On sait déjà que l’intensité d’une douleur physique dépend d’un nombre important de facteurs: type de pathologie à l’origine de la douleur, susceptibilité génétique aux maux physiques, construction du souvenir de cette douleur… Mais, quelles sont les relations entre la douleur physique et la douleur psychologique ?
Un chevauchement entre douleur physique et douleur morale
Tout commence par l’observation de patients ayant une mutation génétique rare leur empêchant de ressentir physiquement la douleur. C’est l’analgésie congénitale.
À savoir ! Dans l’analgésie congénitale, le message douloureux n’est pas perçu par le cerveau. Ce dysfonctionnement peut provenir des récepteurs de la douleur (récepteur nociceptif), des fibres nerveuses ou de la région du cerveau qui décode le message douloureux. Les patients sont très vulnérables : ils peuvent se brûler, se mordre la langue ou se fracturer un membre sans même s’en rendre compte. Les chocs répétés peuvent déformer les articulations et entraîner des plaies. Aujourd’hui, cette maladie ne se guérit pas et passe par un accompagnement avec un ergothérapeute pour se protéger des chocs et blessures.
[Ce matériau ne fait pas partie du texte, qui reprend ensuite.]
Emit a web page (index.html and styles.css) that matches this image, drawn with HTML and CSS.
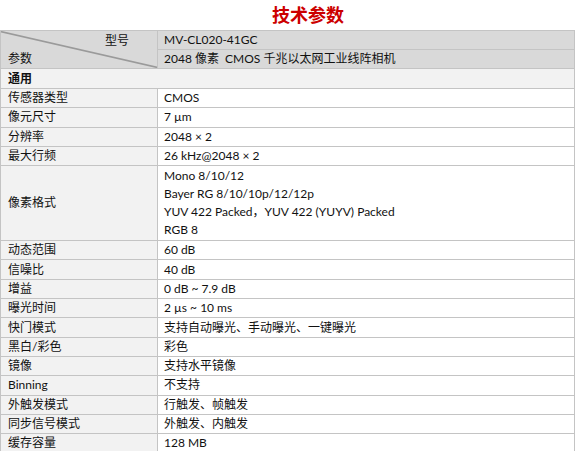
FILE: index.html
```html
<!DOCTYPE html>
<html lang="zh">
<head>
<meta charset="utf-8">
<title>技术参数</title>
<link rel="stylesheet" href="styles.css">
</head>
<body>
<h1 class="title">技术参数</h1>
<table class="spec">
  <colgroup>
    <col class="col-key">
    <col class="col-val">
  </colgroup>
  <tbody>
    <tr class="head">
      <td class="corner" rowspan="2">
        <div class="corner-box">
          <svg class="diag" width="157" height="37" viewBox="0 0 157 37" aria-hidden="true">
            <line x1="0" y1="0.5" x2="157" y2="36.5" stroke="#9a9a9a" stroke-width="1.6"></line>
          </svg>
          <span class="corner-top">型号</span>
          <span class="corner-bottom">参数</span>
        </div>
      </td>
      <td>MV-CL020-41GC</td>
    </tr>
    <tr class="head">
      <td>2048 像素&nbsp; CMOS 千兆以太网工业线阵相机</td>
    </tr>
    <tr class="section">
      <td colspan="2">通用</td>
    </tr>
    <tr><td class="k">传感器类型</td><td>CMOS</td></tr>
    <tr><td class="k">像元尺寸</td><td>7 µm</td></tr>
    <tr><td class="k">分辨率</td><td>2048 × 2</td></tr>
    <tr><td class="k">最大行频</td><td>26 kHz@2048 × 2</td></tr>
    <tr class="multi">
      <td class="k">像素格式</td>
      <td>
        <div class="line">Mono 8/10/12</div>
        <div class="line">Bayer RG 8/10/10p/12/12p</div>
        <div class="line">YUV 422 Packed，YUV 422 (YUYV) Packed</div>
        <div class="line">RGB 8</div>
      </td>
    </tr>
    <tr><td class="k">动态范围</td><td>60 dB</td></tr>
    <tr><td class="k">信噪比</td><td>40 dB</td></tr>
    <tr><td class="k">增益</td><td>0 dB ~ 7.9 dB</td></tr>
    <tr><td class="k">曝光时间</td><td>2 µs ~ 10 ms</td></tr>
    <tr><td class="k">快门模式</td><td>支持自动曝光、手动曝光、一键曝光</td></tr>
    <tr><td class="k">黑白/彩色</td><td>彩色</td></tr>
    <tr><td class="k">镜像</td><td>支持水平镜像</td></tr>
    <tr><td class="k">Binning</td><td>不支持</td></tr>
    <tr><td class="k">外触发模式</td><td>行触发、帧触发</td></tr>
    <tr><td class="k">同步信号模式</td><td>外触发、内触发</td></tr>
    <tr><td class="k">缓存容量</td><td>128 MB</td></tr>
  </tbody>
</table>
</body>
</html>
```

FILE: styles.css
```css
html, body {
  margin: 0;
  padding: 0;
  background: #ffffff;
}

body {
  font-family: "Lato", "Noto Sans CJK SC", sans-serif;
  font-size: 12px;
  color: #111111;
  width: 576px;
  overflow: hidden;
}

.title {
  margin: 0;
  height: 30px;
  box-sizing: border-box;
  padding: 3px 0 0 40px;
  text-align: center;
  font-family: "Noto Sans CJK SC", sans-serif;
  font-size: 18px;
  line-height: 22px;
  font-weight: 700;
  color: #cc0000;
}

.spec {
  width: 575px;
  border-collapse: collapse;
  table-layout: fixed;
  border: 1px solid #c4c4c4;
}

.col-key {
  width: 157px;
}

.spec td {
  border: 1px solid #c4c4c4;
  padding: 0 0 0 6px;
  height: 18.3px;
  line-height: 16px;
  white-space: nowrap;
  vertical-align: middle;
  background: #ffffff;
}

.spec td.k {
  padding-left: 7px;
  background: #f2f2f2;
}

.spec tr.head td {
  background: #d9d9d9;
  height: 18px;
}

.spec tr.head td.corner {
  padding: 0;
  vertical-align: top;
  overflow: hidden;
}

.corner-box {
  display: grid;
  grid-template-rows: 19px 18px;
  grid-template-columns: 1fr;
  height: 37px;
}

.diag {
  grid-row: 1 / 3;
  grid-column: 1;
  display: block;
  width: 100%;
  height: 37px;
}

.corner-top {
  grid-row: 1;
  grid-column: 1;
  justify-self: end;
  align-self: center;
  margin-right: 28px;
}

.corner-bottom {
  grid-row: 2;
  grid-column: 1;
  justify-self: start;
  align-self: center;
  margin-left: 7px;
}

.spec tr.section td {
  background: #f2f2f2;
  font-weight: 700;
  height: 19px;
  padding-left: 7px;
}

.spec tr.multi td {
  height: 74px;
}

.spec tr.multi td .line {
  line-height: 18px;
}
```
Jo Cameron, une américaine de 71 ans qui s’est confiée aux journalistes du New York Times, a rapporté que sa maladie la rendant insensible à la douleur a provoqué chez elle un accouchement comparable à un « chatouillement » ! Derrière cette légèreté, se cache cependant une maladie qui l’oblige à être, la plupart du temps, sous la surveillance d’une tierce personne pour sa sécurité.
En parallèle de cette absence de ressenti de la douleur physique, elle présente également une quasi-absence de douleur mentale. Jo cameron confie qu’elle se sent raisonnablement impacté psychologiquement quand un de ses proches décède ou quand elle est confrontée à une situation devant provoquer chez elle de l’anxiété, de la colère ou de l’énervement.
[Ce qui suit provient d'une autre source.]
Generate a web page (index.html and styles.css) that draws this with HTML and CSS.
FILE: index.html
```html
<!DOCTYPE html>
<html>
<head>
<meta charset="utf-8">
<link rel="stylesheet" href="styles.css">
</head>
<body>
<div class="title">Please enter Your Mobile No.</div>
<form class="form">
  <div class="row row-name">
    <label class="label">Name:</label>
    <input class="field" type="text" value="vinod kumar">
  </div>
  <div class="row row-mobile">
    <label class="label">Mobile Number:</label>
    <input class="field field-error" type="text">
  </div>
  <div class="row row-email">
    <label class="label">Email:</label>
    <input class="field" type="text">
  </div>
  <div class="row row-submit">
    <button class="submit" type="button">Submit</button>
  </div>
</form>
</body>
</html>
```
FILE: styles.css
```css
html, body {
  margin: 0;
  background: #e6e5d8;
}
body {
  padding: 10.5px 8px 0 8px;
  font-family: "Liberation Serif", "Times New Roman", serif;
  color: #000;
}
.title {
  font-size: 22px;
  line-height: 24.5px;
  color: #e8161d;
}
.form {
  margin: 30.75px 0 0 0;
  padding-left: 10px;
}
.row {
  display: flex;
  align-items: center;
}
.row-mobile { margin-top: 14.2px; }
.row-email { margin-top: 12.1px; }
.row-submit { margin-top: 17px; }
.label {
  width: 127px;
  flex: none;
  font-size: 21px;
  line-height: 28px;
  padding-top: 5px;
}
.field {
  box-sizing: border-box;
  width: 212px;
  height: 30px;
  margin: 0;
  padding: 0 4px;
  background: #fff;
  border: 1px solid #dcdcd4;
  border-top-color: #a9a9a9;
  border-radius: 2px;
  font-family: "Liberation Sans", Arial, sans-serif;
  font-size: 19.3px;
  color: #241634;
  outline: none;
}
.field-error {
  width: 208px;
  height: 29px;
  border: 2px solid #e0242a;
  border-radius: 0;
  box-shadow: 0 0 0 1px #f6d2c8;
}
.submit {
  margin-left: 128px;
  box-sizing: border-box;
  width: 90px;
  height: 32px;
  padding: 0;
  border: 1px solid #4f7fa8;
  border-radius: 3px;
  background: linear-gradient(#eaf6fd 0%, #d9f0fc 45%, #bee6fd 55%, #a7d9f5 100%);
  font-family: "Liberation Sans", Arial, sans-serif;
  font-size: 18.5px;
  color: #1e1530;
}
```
Sur un questionnaire portant sur les troubles anxieux, Jo Cameron n’a obtenu aucun point sur les 21 points potentiels.
« Je rends les gens fous en étant joyeuse ! » a-t-elle déclaré.
L’implication des récepteurs aux cannabinoïdes
Pour les scientifiques, cette diminution de l’anxiété est retrouvée chez certains patients souffrant d’analgésie congénitale, car ils ont une activité accrue au niveau des récepteurs aux cannabinoïdes CB1 présents sur la membrane des cellules nerveuses.
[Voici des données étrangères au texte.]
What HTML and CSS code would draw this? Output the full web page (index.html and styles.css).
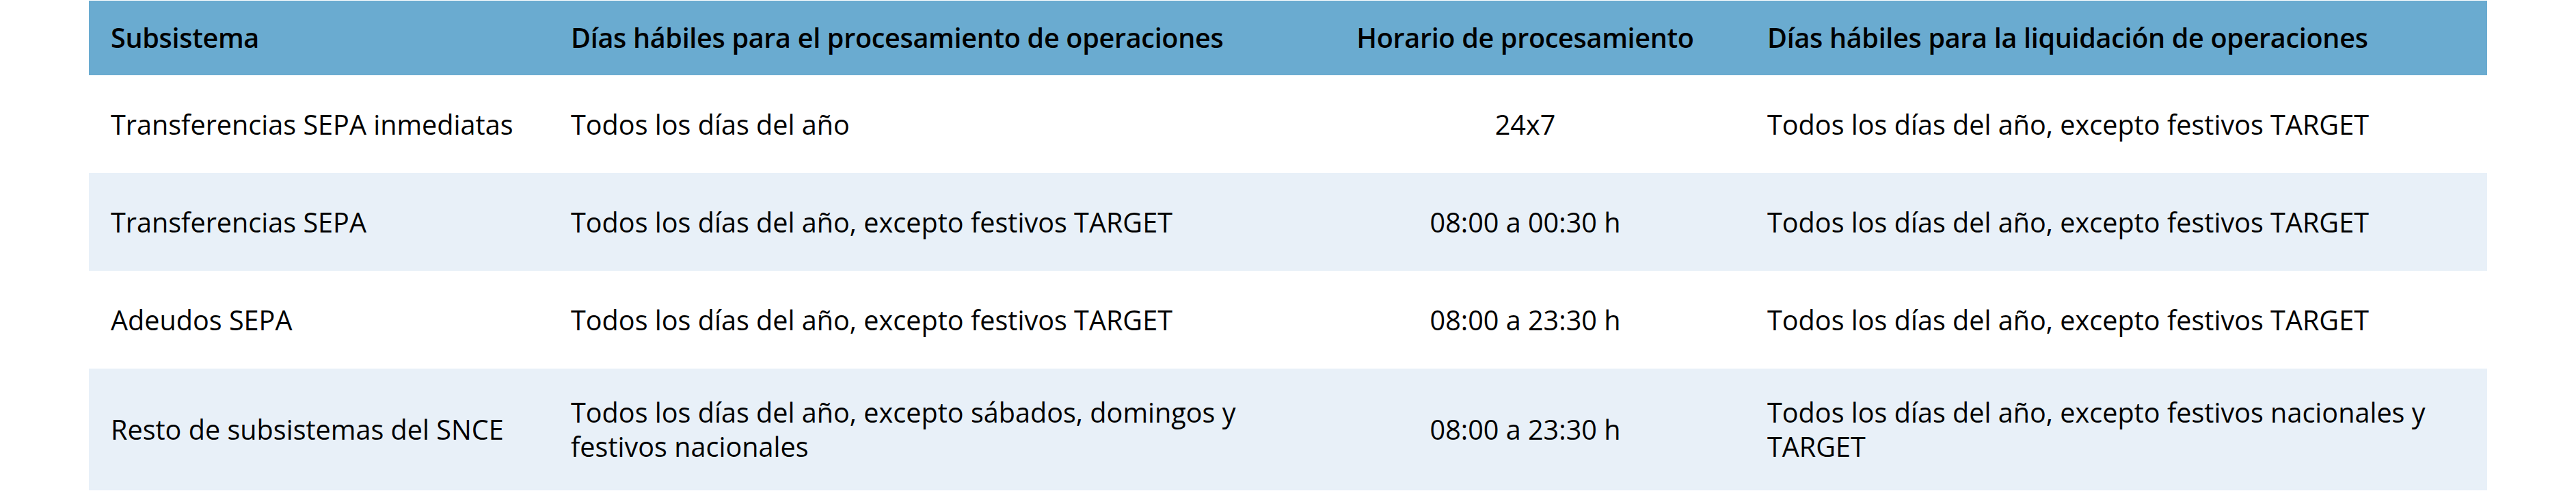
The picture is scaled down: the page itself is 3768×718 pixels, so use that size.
FILE: index.html
```html
<!DOCTYPE html>
<html lang="es">
<head>
<meta charset="utf-8">
<title>Subsistemas SNCE</title>
<link rel="stylesheet" href="styles.css">
</head>
<body>
<table class="schedule">
  <colgroup>
    <col class="c-sub">
    <col class="c-proc">
    <col class="c-hour">
    <col class="c-liq">
  </colgroup>
  <thead>
    <tr class="head-row">
      <th class="cell">Subsistema</th>
      <th class="cell">Días hábiles para el procesamiento de operaciones</th>
      <th class="cell center">Horario de procesamiento</th>
      <th class="cell">Días hábiles para la liquidación de operaciones</th>
    </tr>
  </thead>
  <tbody>
    <tr class="row">
      <td class="cell">Transferencias SEPA inmediatas</td>
      <td class="cell">Todos los días del año</td>
      <td class="cell center">24x7</td>
      <td class="cell">Todos los días del año, excepto festivos TARGET</td>
    </tr>
    <tr class="row alt">
      <td class="cell">Transferencias SEPA</td>
      <td class="cell">Todos los días del año, excepto festivos TARGET</td>
      <td class="cell center">08:00 a 00:30 h</td>
      <td class="cell">Todos los días del año, excepto festivos TARGET</td>
    </tr>
    <tr class="row">
      <td class="cell">Adeudos SEPA</td>
      <td class="cell">Todos los días del año, excepto festivos TARGET</td>
      <td class="cell center">08:00 a 23:30 h</td>
      <td class="cell">Todos los días del año, excepto festivos TARGET</td>
    </tr>
    <tr class="row alt">
      <td class="cell">Resto de subsistemas del SNCE</td>
      <td class="cell">Todos los días del año, excepto sábados, domingos y festivos nacionales</td>
      <td class="cell center">08:00 a 23:30 h</td>
      <td class="cell">Todos los días del año, excepto festivos nacionales y TARGET</td>
    </tr>
  </tbody>
</table>
</body>
</html>
```

FILE: styles.css
```css
html, body {
  margin: 0;
  padding: 0;
  background: #ffffff;
}

body {
  font-family: "Open Sans", "Noto Sans", "Liberation Sans", sans-serif;
  font-size: 39.6px;
  line-height: 50px;
  color: #000000;
}

.schedule {
  border-collapse: collapse;
  border-spacing: 0;
  table-layout: fixed;
  width: 3508px;
  margin: 1px 0 0 130px;
}

.c-sub { width: 673px; }
.c-proc { width: 1106px; }
.c-hour { width: 644px; }
.c-liq { width: 1085px; }

.cell {
  padding: 39px 32px;
  text-align: left;
  vertical-align: middle;
  font-weight: 400;
}

.center {
  text-align: center;
}

.head-row {
  height: 109px;
  background: #6aabd0;
}

.head-row .cell {
  font-weight: 600;
  letter-spacing: -0.33px;
  padding-top: 29px;
  padding-bottom: 30px;
}

.row {
  height: 143px;
  background: #ffffff;
}

.row.alt {
  background: #e8f0f8;
}
```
Ils sont connus pour aider l’organisme à faire face aux situations stressantes en captant certains neurotransmetteurs (endocannabinoïdes). Leur nom s’explique par le fait que ce sont ces mêmes récepteurs cellulaires qui sont activés par le tétrahydrocannabinol (THC), le principe actif du cannabis.
À savoir ! Les récepteurs CB1 ont été découvert en 1990 à partir du cerveau de rat. Ils sont exprimés majoritairement sur les cellules nerveuses du système nerveux central et périphérique. On les retrouve au niveau d’autres organes (testicules, utérus, vessie, oeil, intestin) mais en quantité moindre. Ils sont stimulés par les endocannabinoïdes (molécules produites par le corps).
Le blocage expérimental de ces récepteurs aux cannabinoïdes entraîne une augmentation de l’anxiété tandis que leur stimulation va la faire retomber.
Naomi Eisenberger, professeure de psychologie à l’université de Californie à Los Angeles, précise avoir constaté que « les personnes plus sensibles à la douleur physique sont plus contrariées par le rejet « .
De plus, certaines études montrent que plus l’individu est insensible à la douleur physique, moins il ressentira d’anxiété. L’inverse est également vrai puisque des études montrent que les patients avec des hauts niveaux d’anxiété ont tendance à être plus sensibles à la douleur.
La relation entre douleur physique et douleur morale peut se révéler être un cercle vicieux. La douleur chronique, si elle dure trop longtemps peut devenir une véritable maladie et et engendrer une anxiété quotidienne. Cette anxiété aura pour effet d’exacerber l’intensité du ressenti de la douleur.
Ce lien entre douleur mentale et physique est d’ailleurs la base de la sophrologie. En effet, cette approche non médicamenteuse, basée sur la la relaxation, permet d’apaiser certaines douleurs chroniques, comme la fibromyalgie, les acouphènes ou les migraines, en apprenant à mieux gérer ses émotions.